2019 Summit Highlights Root Causes of Hunger & Innovations Promoting Food Security Across America
November 21, 2019
On November 7 and 8, over 150 community anti-hunger leaders and advocates from across the country gathered at the University of the District of Columbia for the 2019 Hunger Free Communities Summit. The two-day event was the Alliance to End Hunger’s flagship conference focused on the Hunger Free Communities Network, and highlighted thought leadership, strategies, and best practices to help communities across the country increase understanding and build capacities to eliminate hunger.
The 2019 Summit featured a number of keynote addresses, as well as breakout sessions that underscored critical aspects to identifying and responding to local hunger issues. Ambassador Tony Hall of the Alliance opened with remarks on his political experience dealing with hunger issues, as well as his current role with an HFC organization in Dayton, Ohio: “In Dayton, we have found – as many of you have – that it takes a holistic effort to address hunger… While I do believe we are making progress, I am excited to continue to learn from all of you. Because as you know, the challenges we face can make our work complicated. These include issues of racial inequity, issues of housing, issues of a hungry and aging population, and much more.”
Other keynote presentations were delivered by experts from a variety of sectors. Duke Storen, Commissioner of the Virginia Department of Social Services, motivated people to act boldly and continue to build a movement to end hunger. Marco A. Davis, President and CEO of the Congressional Hispanic Caucus Institute made the case that investing in Latinx education and achievement is in the best interests of the country.
Plenary panels provided attendees with diverse perspectives on challenges and opportunities facing the anti-hunger community. One panel on “Unlikely Allies” featured three individuals – Stephanie Lomibao-Parra of Bank of America, Dr. Stephanie Schollaert Uz of NASA, and Adam Lowey of Move for Hunger – who discussed how seemingly-unrelated organizations can compliment the collective work of ending hunger. Another plenary panel tackled the increasing threat of climate change to food security in the United States, which featured experts from host school UDC – Dr. Sabine O’Hara and Mchezaji “Che” Axum – as well as Jenny Hopkinson of the National Farmers Union.
One other key panel looked back at the 2012 documentary film A Place at the Table. Panelists included Congressman Jim McGovern (MA-2), director Lori Silverbush and her colleague Kristen Castree, advocate and subject of the film Barbie Izquierdo, and president of the Alliance to End Hunger and Bread for the World David Beckmann. The panel was moderated by Rebecca Middleton, Executive Director of the Alliance to End Hunger, and delved into how the advocacy space around hunger in the U.S. had changed in the past seven years, as well as what needs to be done to move us towards the elimination of hunger across the country. The audience was moved and inspired by Barbie’s journey and personal growth.

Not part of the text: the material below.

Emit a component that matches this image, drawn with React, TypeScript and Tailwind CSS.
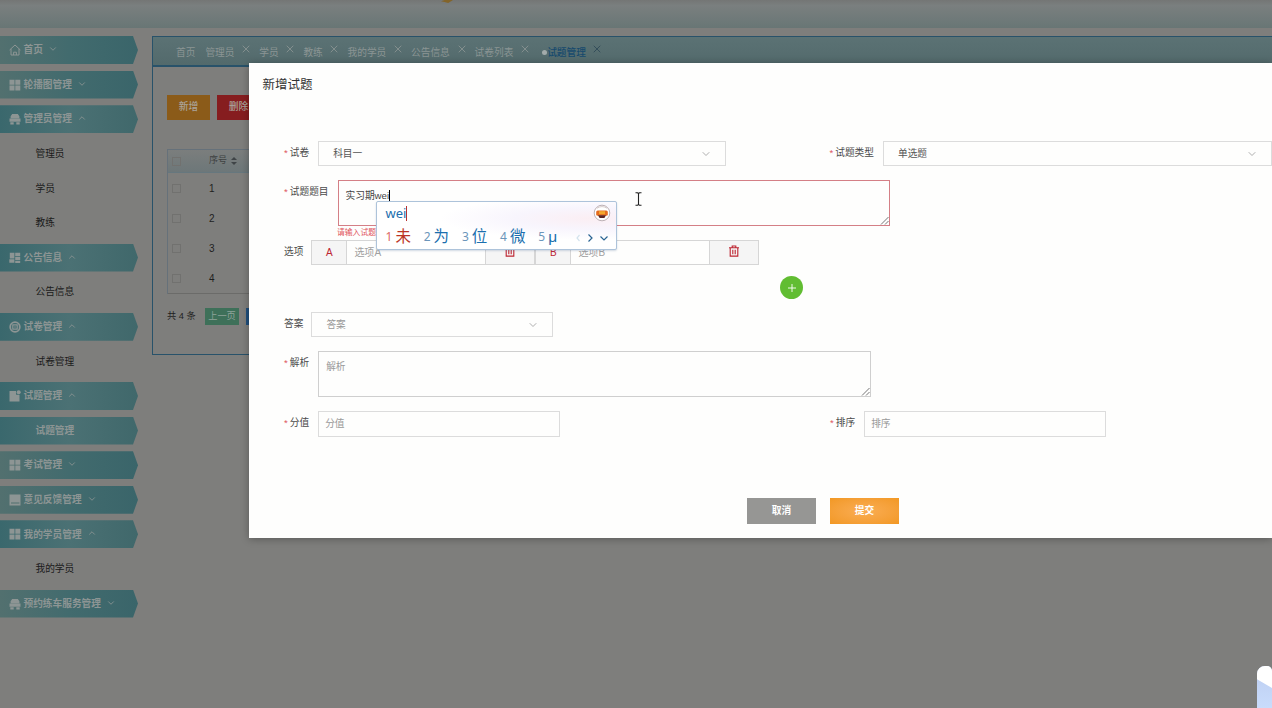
import { ChevronDown, ChevronUp, X } from "lucide-react";
import type { ReactNode } from "react";

type IconName = "home" | "grid" | "people" | "tiles" | "chip" | "note" | "book";

type MenuRow = {
  label: string;
  icon?: IconName;
  open?: boolean;
  active?: boolean;
};

const menu: MenuRow[] = [
  { label: "首页", icon: "home" },
  { label: "轮播图管理", icon: "grid" },
  { label: "管理员管理", icon: "people", open: true },
  { label: "管理员" },
  { label: "学员" },
  { label: "教练" },
  { label: "公告信息", icon: "tiles", open: true },
  { label: "公告信息" },
  { label: "试卷管理", icon: "chip", open: true },
  { label: "试卷管理" },
  { label: "试题管理", icon: "note", open: true },
  { label: "试题管理", active: true },
  { label: "考试管理", icon: "grid" },
  { label: "意见反馈管理", icon: "book" },
  { label: "我的学员管理", icon: "grid", open: true },
  { label: "我的学员" },
  { label: "预约练车服务管理", icon: "people" },
];

const tabs = ["管理员", "学员", "教练", "我的学员", "公告信息", "试卷列表"];

const candidates = ["未", "为", "位", "微", "μ"];

const iconShapes: Record<IconName, ReactNode> = {
  home: (
    <g fill="none" stroke="currentColor" strokeWidth="1">
      <path d="M0.6 6 6 1l5.4 5M2 5v6h8V5" />
      <path d="M4.6 11V8.2h2.8V11" />
    </g>
  ),
  grid: <path d="M0.5 0.8h5v5h-5zM6.3 0.8h5v5h-5zM0.5 6.4h5v5h-5zM6.3 6.4h5v5h-5z" />,
  people: (
    <path d="M3.2 1h5.6l1.6 2.2v2H1.6v-2zM0.5 5.6h11v3.2h-11zM1.3 9.2h3.4v2.2H1.3zM7.3 9.2h3.4v2.2H7.3z" />
  ),
  tiles: <path d="M0.8 0.8h4.6v5.6H0.8zM6.2 0.8h5v3.4h-5zM6.2 5h5v3h-5zM0.3 7.2h5.1v3.6H0.3zM6.2 8.7h5v2.4h-5z" />,
  chip: (
    <g fill="none" stroke="currentColor" strokeWidth="1.8">
      <circle cx="6" cy="6" r="4.8" />
      <path d="M3.8 3.8h4.4v4.4H3.8z" strokeWidth="1.2" />
      <path d="M6 5.2v1.6" strokeWidth="1" />
    </g>
  ),
  note: (
    <g>
      <path d="M0.5 1h6.6v3.8h3.4v6.6h-10z" />
      <circle cx="9.7" cy="2.2" r="2" />
    </g>
  ),
  book: <path fillRule="evenodd" d="M0.5 0.6h11v10.8h-11zM2 8.6v1h8.4v-1z" />,
};

function MenuIcon({ name }: { name: IconName }) {
  return (
    <svg viewBox="0 0 12 12" className="size-3 shrink-0" fill="currentColor">
      {iconShapes[name]}
    </svg>
  );
}

function Sidebar() {
  return (
    <nav className="flex w-[138px] shrink-0 flex-col gap-[6.6px] pt-2">
      {menu.map((row, index) => {
        if (!row.icon && !row.active) {
          return (
            <div
              key={index}
              className="flex h-7 shrink-0 items-center pl-[35.5px] pt-px text-[9.7px] text-[#1b1b1b]"
            >
              {row.label}
            </div>
          );
        }
        const Arrow = row.open ? ChevronUp : ChevronDown;
        return (
          <div
            key={index}
            className={`flex h-7 shrink-0 items-center text-[9.7px] font-bold text-[#8d9594] [clip-path:polygon(0_0,133px_0,138px_50%,133px_100%,0_100%)] ${
              row.open || row.active
                ? "bg-linear-to-r from-[#3a686d] via-[#4b7174] via-50% to-[#40686b]"
                : "bg-linear-to-r from-[#52706f] via-[#426b6e] via-50% to-[#3a656a]"
            } ${row.active ? "pl-[35.5px]" : "pl-[9px]"}`}
          >
            {row.icon && <MenuIcon name={row.icon} />}
            <span className={row.icon ? "ml-[2.5px] pt-px" : "pt-px"}>{row.label}</span>
            {row.icon && <Arrow className="mb-0.5 ml-[5px] size-2.5" strokeWidth={2} />}
          </div>
        );
      })}
    </nav>
  );
}

function TabBar() {
  return (
    <div className="flex h-[30px] items-center border-b-2 border-[#28526a] bg-linear-to-b from-[#5b7274] to-[#536a6c] pl-[23px] text-[9.7px] text-[#8b9594]">
      <span className="mr-2.5 pt-1">首页</span>
      {tabs.map((tab) => (
        <span key={tab} className="mr-[7.1px] flex items-center">
          <span className="pt-1">{tab}</span>
          <X className="mb-1 ml-[5.7px] size-3" strokeWidth={1.7} />
        </span>
      ))}
      <span className="ml-1 flex items-center text-[#174a6d]">
        <span className="mt-1 size-[5px] rounded-full bg-[#a3abab]" />
        <span className="pt-1 font-medium">试题管理</span>
        <X className="mb-1 ml-[5px] size-3 text-[#2e4856]" strokeWidth={1.7} />
      </span>
    </div>
  );
}

function CheckBox() {
  return <span className="ml-1 size-[9px] border border-[#71716f]" />;
}

function ContentPanel() {
  return (
    <section className="ml-3.5 mt-2 h-[319px] flex-1 border-y border-l border-[#28526a]">
      <TabBar />
      <div className="pl-3.5 pt-7">
        <div className="flex gap-[7px] text-[9.7px] font-medium text-[#aaa49b]">
          <div className="flex h-[25px] w-[43px] items-center justify-center bg-[#8b5b19]">新增</div>
          <div className="flex h-[25px] w-[43px] items-center justify-center bg-[#861d1f]">删除</div>
        </div>
        <div className="mt-[29px] border-l border-t border-[#66717a]">
          <div className="flex h-[23px] items-center border-b border-[#66777e] bg-linear-to-b from-[#7b7e7d] to-[#6d7779]">
            <CheckBox />
            <span className="ml-7 text-[9px] text-[#3f4242]">序号</span>
            <span className="ml-1 flex flex-col gap-0.5">
              <span className="border-x-[3px] border-b-[3px] border-x-transparent border-b-[#3f4447]" />
              <span className="border-x-[3px] border-t-[3px] border-x-transparent border-t-[#3f4447]" />
            </span>
          </div>
          {[1, 2, 3, 4].map((n) => (
            <div key={n} className="flex h-[30px] items-center text-[10px] text-[#1e1e1e]">
              <CheckBox />
              <span className="ml-7 w-2">{n}</span>
            </div>
          ))}
          <div className="h-px bg-[#6b6b69]" />
        </div>
        <div className="mt-3.5 flex items-center text-[9.2px] text-[#1e1e1e]">
          <span className="w-[38px] whitespace-nowrap pt-px">共 4 条</span>
          <span className="flex h-[17px] w-[34px] items-center justify-center bg-[#3e7059] pt-px text-[9.2px] text-[#8fa39a]">
            上一页
          </span>
          <span className="ml-[7px] h-[17px] w-[17px] bg-[#204f7d]" />
        </div>
      </div>
    </section>
  );
}

function Label({ text, required }: { text: string; required?: boolean }) {
  return (
    <span className="shrink-0 whitespace-nowrap text-[9.7px] leading-[23px] text-[#4b4b4b]">
      {required && <span className="mr-0.5 text-[#dd5560]">*</span>}
      {text}
    </span>
  );
}

function SelectBox({ value, className }: { value: string; className: string }) {
  return (
    <div className={`flex h-[25px] items-center justify-between border border-[#dcdcdc] pl-3.5 ${className}`}>
      <span className="pt-0.5">{value}</span>
      <ChevronDown className="mr-[13px] size-3 text-[#999]" strokeWidth={1.6} />
    </div>
  );
}

function ResizeGrip() {
  return (
    <svg
      viewBox="0 0 9 9"
      className="absolute bottom-0 right-0 size-[9px]"
      stroke="#666"
      strokeWidth="0.9"
    >
      <path d="M1 8.5 8.5 1M5 8.5 8.5 5" />
    </svg>
  );
}

function Trash() {
  return (
    <svg viewBox="0 0 12 12" className="size-3" fill="none" stroke="#bd2430" strokeWidth="1.1">
      <path d="M1 2.7h10M4.2 2.5V1h3.6v1.5M2.2 2.9v8.2h7.6V2.9M4.8 4.8v4.4M7.2 4.8v4.4" />
    </svg>
  );
}

function OptionField({ letter, wide }: { letter: string; wide?: boolean }) {
  return (
    <div className="flex h-[25px] border border-[#d6d6d6] text-[10px]">
      <span className="flex w-[35px] items-center justify-center border-r border-[#d6d6d6] bg-[#f5f5f5] text-[#bd2430]">
        {letter}
      </span>
      <span
        className={`flex items-center pl-[7px] text-[#a0a0a0] ${wide ? "w-[138px]" : "w-[138px]"}`}
      >
        选项{letter}
      </span>
      <span className="flex w-[49px] items-center justify-center border-l border-[#d6d6d6] bg-[#f5f5f5] pb-[3px]">
        <Trash />
      </span>
    </div>
  );
}

function ImePopup() {
  return (
    <div className="absolute left-[126.5px] top-[138px] h-[49px] w-[241px] rounded-[2px] border border-[#adc3da] bg-white bg-radial-[at_90%_35%] from-[#fbeef3] via-[#f8f5fd] via-25% to-white to-50% shadow-[0_1px_2px_rgba(80,110,150,0.25)]">
      <div className="flex h-[22px] items-center justify-between pl-[9px] pr-[5px]">
        <span className="flex items-center font-['Noto_Sans',sans-serif] text-[13px] leading-none text-[#1b6fae]">
          wei
          <span className="h-[15px] w-px bg-[#b83232]" />
        </span>
        <svg viewBox="0 0 18 18" className="size-[18px]">
          <circle cx="9" cy="9" r="7.8" fill="#fff" stroke="#b6a9ae" strokeWidth="0.9" />
          <path d="M4 4.2Q9 1 14 4.2" fill="none" stroke="#c5b5b5" strokeWidth="0.7" />
          <rect x="3.2" y="6.5" width="11.6" height="5.2" rx="1.5" fill="#e56b1f" />
          <rect x="6" y="7.2" width="6" height="3" fill="#f4a82d" />
          <path d="M5 11.2h8L11.4 14H6.6z" fill="#5a2425" />
        </svg>
      </div>
      <div className="flex h-[25px] items-center pl-[9px] text-[#1b6fae]">
        {candidates.map((word, i) => (
          <span
            key={word}
            className={`flex w-[38.2px] shrink-0 items-center gap-[3px] leading-none ${
              i === 0 ? "text-[#bb3325]" : ""
            }`}
          >
            <span
              className={`font-['Noto_Sans',sans-serif] text-[12px] ${
                i === 0 ? "text-[#dc6a65]" : "text-[#6b95ba]"
              }`}
            >
              {i + 1}
            </span>
            <span className="text-[15.5px]">{word}</span>
          </span>
        ))}
        <svg viewBox="0 0 36 10" className="-ml-px mt-0.5 h-2.5 w-9" fill="none" strokeWidth="1.2">
          <path d="M4.5 2 2 5l2.5 3" stroke="#d4e3ee" />
          <path d="M13.5 1.5 17 5l-3.5 3.5" stroke="#2a6493" />
          <path d="M25.5 3.5 29 7l3.500-3.500" stroke="#2a6493" />
        </svg>
      </div>
    </div>
  );
}

function QuestionDialog() {
  return (
    <div className="absolute left-[249px] top-[63px] h-[475px] w-[1023px] bg-[#fefefd] text-[9.7px] text-[#555] shadow-[0_1px_8px_rgba(0,0,0,0.3)]">
      <h2 className="pl-[13.5px] pt-[13px] text-[12.5px] leading-[19px] text-[#333]">新增试题</h2>

      <div className="mt-[46px] flex pl-[35px]">
        <div className="flex w-[546px] gap-[9px]">
          <Label text="试卷" required />
          <SelectBox value="科目一" className="w-[408px]" />
        </div>
        <div className="flex gap-[9px]">
          <Label text="试题类型" required />
          <SelectBox value="单选题" className="w-[389px]" />
        </div>
      </div>

      <div className="mt-3.5 flex gap-[9px] pl-[35px]">
        <Label text="试题题目" required />
        <div className="relative h-[46px] w-[552px] border border-[#d47f86] pl-[7px] pt-[7px] leading-[15px] text-[#444]">
          <span className="flex items-center">
            实习期wei
            <span className="h-[11px] w-px bg-black" />
          </span>
          <ResizeGrip />
        </div>
      </div>
      <p className="h-3.5 pl-[88px] text-[7.8px] leading-[13px] text-[#e0535b]">请输入试题</p>

      <div className="flex pl-[35px]">
        <div className="mr-2">
          <Label text="选项" />
        </div>
        <OptionField letter="A" />
        <OptionField letter="B" wide />
      </div>

      <div className="mt-[11px] flex pl-[531px]">
        <button className="flex size-[23px] items-center justify-center rounded-full bg-[#61bd32]">
          <svg viewBox="0 0 10 10" className="size-2.5" stroke="#fff" strokeWidth="0.9">
            <path d="M5 1v8M1 5h8" />
          </svg>
        </button>
      </div>

      <div className="mt-[13px] flex gap-2 pl-[35px] text-[#999]">
        <Label text="答案" />
        <SelectBox value="答案" className="w-[242px]" />
      </div>

      <div className="mt-3.5 flex gap-[9px] pl-[35px] text-[#999]">
        <Label text="解析" required />
        <div className="relative h-[46px] w-[553px] border border-[#cfcfcf] pl-[7px] pt-[7px] leading-[15px]">
          解析
          <ResizeGrip />
        </div>
      </div>

      <div className="mt-3.5 flex pl-[35px] text-[#999]">
        <div className="flex w-[546px] gap-[9px]">
          <Label text="分值" required />
          <div className="flex h-[26px] w-[242px] items-center border border-[#dcdcdc] pl-1.5 pt-px">分值</div>
        </div>
        <div className="flex gap-[9px]">
          <Label text="排序" required />
          <div className="flex h-[26px] w-[242px] items-center border border-[#dcdcdc] pl-1.5 pt-px">排序</div>
        </div>
      </div>

      <div className="mt-[61px] flex gap-3.5 pl-[498px] font-bold text-white">
        <button className="h-[26px] w-[69px] bg-[#969694] pt-px">取消</button>
        <button className="h-[26px] w-[69px] bg-radial from-[#faad52] to-[#f29822] pt-px">提交</button>
      </div>

      <ImePopup />

      {/* text cursor hovering over the question field */}
      <svg
        viewBox="0 0 7 14"
        className="absolute left-[386px] top-[129px] h-3.5 w-[7px]"
        fill="none"
        stroke="#222"
        strokeWidth="1.1"
      >
        <path d="M0.5 0.7h2L3.5 1.5l1-0.800h2M3.5 1.5v11M0.5 13.3h2l1-0.800 1 0.800h2" />
      </svg>
    </div>
  );
}

export default function App() {
  return (
    <div className="relative h-[708px] w-[1272px] overflow-hidden bg-[#7e7e7c] font-['Liberation_Sans','Noto_Sans_CJK_SC',sans-serif]">
      <header className="h-7 bg-linear-to-b from-[#747675] via-[#7a7f7f] via-20% to-[#687675]">
        <div className="ml-[441px] h-[3px] w-3 bg-[#83642a] [clip-path:polygon(0_40%,30%_0,100%_0,60%_100%,30%_70%)]" />
      </header>
      <div className="flex">
        <Sidebar />
        <ContentPanel />
      </div>
      <QuestionDialog />
      {/* floating helper peeking in at the corner */}
      <div className="absolute bottom-0 right-0 h-[42px] w-[15px] overflow-hidden rounded-tl-[8px] rounded-tr-[5px] bg-linear-to-b from-[#bccdf0] to-[#c9dcfc]">
        <div className="h-[22px] bg-white [clip-path:polygon(0_0,100%_0,100%_100%,0_60%)]" />
      </div>
    </div>
  );
}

The Summit contained a wide variety of breakout sessions featuring diverse concepts, strategies, and information related to hunger in America. The sessions focused broadly on three workshop tracks: Best Practices for Increasing Community Food Security; Hunger Free Communities Skill Building; and Addressing Root Causes of Hunger. The session topics varied widely to include racial equity, technology, housing, capacity building, generational hunger, advocacy, and more.
The Summit closed with words of appreciation for the event sponsors General Mills, Kroger, Share Our Strength, USDA, Feeding America and Bread for the World, by Minerva Delgado of the Alliance to End Hunger. Tim McGurk of Kroger (a key sponsor of the Summit) described his company’s Zero Hunger Zero Waste initiative, and how corporations can invigorate food security efforts across the United States.
The event concluded with an inspiring poetry reading by local poet AaronR, who won an inaugural poetry competition in 2018 hasted by Poetry X Hunger and the Food and Agriculture Organization of the United Nations. The poetry reading can be found here.
Praise for This Year’s Summit:
The buzz among the participants was electric.
“Well-informed and innovative presentations!”
“Best Summit yet!”
Many left feeling motivated and empowered. Participants expressed their appreciation for:
- the diversity of the audience, presenters and topics;
“The breadth of the topics discussed in the panels & workshops was very comprehensive.”
“Good diversity in background of attendees.”
- the focus on root causes of hunger, particularly racial equity;
“Addressing Root Causes of Hunger track was great, for me the most informative and clearly addressing ending hunger versus perpetuating and profiting from it.”
“I really appreciated the panels with a racial equity focus. I felt like they really got at how we can work to end hunger, not just alleviate it.”
- being empowered with tools and resources to take back to their communities;
“Well-informed and innovative presentations!”
“There are great new ideas. The innovation from various organizations and businesses is very motivating.”
“I felt empowered to advocate for and educate my community around ending hunger and food insecurity.”
- and the networking opportunities
“A smaller conference like this is beneficial to networking. Everyone was very friendly and sharing.”
“Great, informative workshops and networking opportunities!”